Fleabag actress Sian Clifford has said the show’s famous miscarriage scene is a product of women being able to talk about things that are part of their daily lives.

The first episode of the second series saw Clifford’s character Claire discover she has had a miscarriage while in the toilet during an awkward family dinner at a restaurant.

She says to her sister Fleabag, played by the show’s creator Phoebe Waller-Bridge: “Just get your hands off my miscarriage. It’s mine. It’s mine.”

Speaking during a Bafta comedy panel, Clifford said: “I think humans are inherently hilarious, and actually, if you just play it straight down the line, it will be funny.

“And I think you’ve played the truth of situation, I think that’s why comedy is the truly experimental space where we’re actually trying to bust through in our paradigm.

“I think that’s the only place where TV is truly having a kind of evolution, because people are willing to take risks by which I mean, like, the creators, not the gate keepers. And guess what, guys, there’s no risk.

“So with that scene you just have to play the truth. And that’s why I think it doesn’t matter what script you’re presented with.

“Genre is so restrictive, and I feel like we’re in a space where there might be a need to move beyond it, because I don’t think things fit in so neatly anymore to, like, these binary ideas.

“I don’t think it necessarily serves the medium, and if you look at the projects that are represented and being recognised by Bafta this year, I think it’s exciting that audiences are actually hungry for more complex and human stories.”

She added: “That miscarriage, that’s based on a real thing that happened to a friend of Phoebe’s.

“It wasn’t at dinner, but she was at a business lunch, and she had a miscarriage in the bathroom and then went back to her business lunch because she had no other point of reference. She was like, ‘I have to just carry on’.

“And initially, I think there was a whole Twitter backlash, because people were like, ‘oh, that would never happen’, and then, like, all these women’s stories came out that said, ‘that happened to me,’ and it’s unbelievably common.

“It’s never spoken about and women are being given more (opportunities) to talk about these things that are just so natural and part of our day-to-day lives.”

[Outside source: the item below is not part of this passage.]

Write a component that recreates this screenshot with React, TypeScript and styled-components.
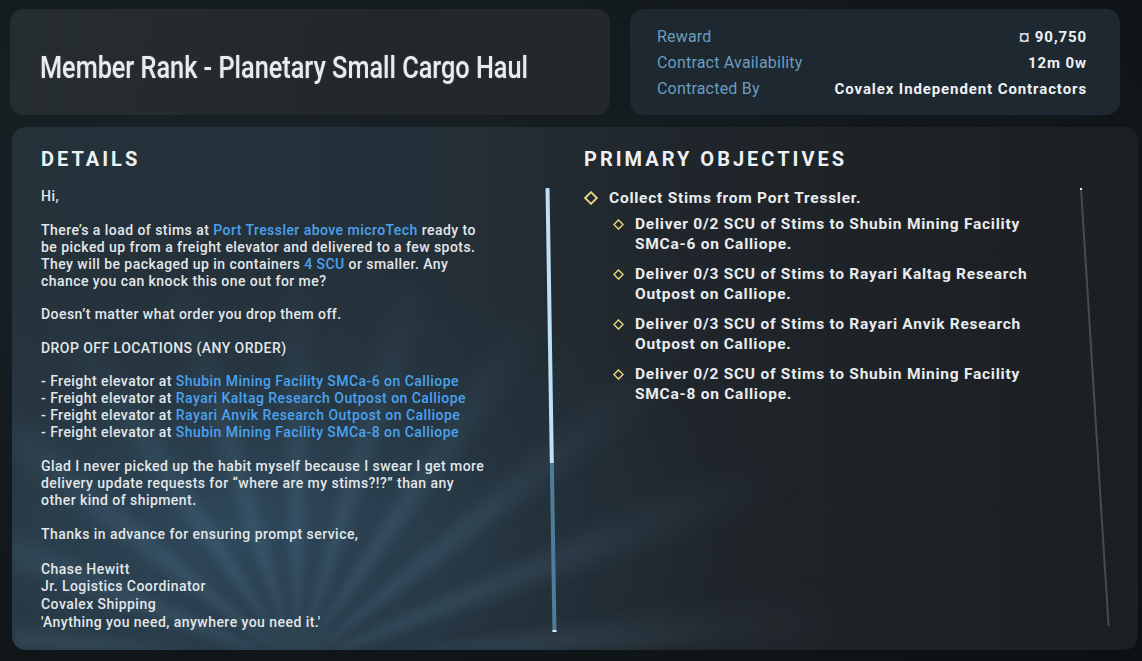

The author Elizabeth Day has previously revealed on her podcast How To Fail that the scene is based on her own experience.

Speaking to Waller-Bridge, she said: “And I was actually incredibly honoured and so happy that you were taking that and using it and giving it a platform that was necessary.

“And when I watched that scene, I felt really emotional, in all of the best ways, because that is a story that doesn’t get told enough. And I want to thank you for doing it.”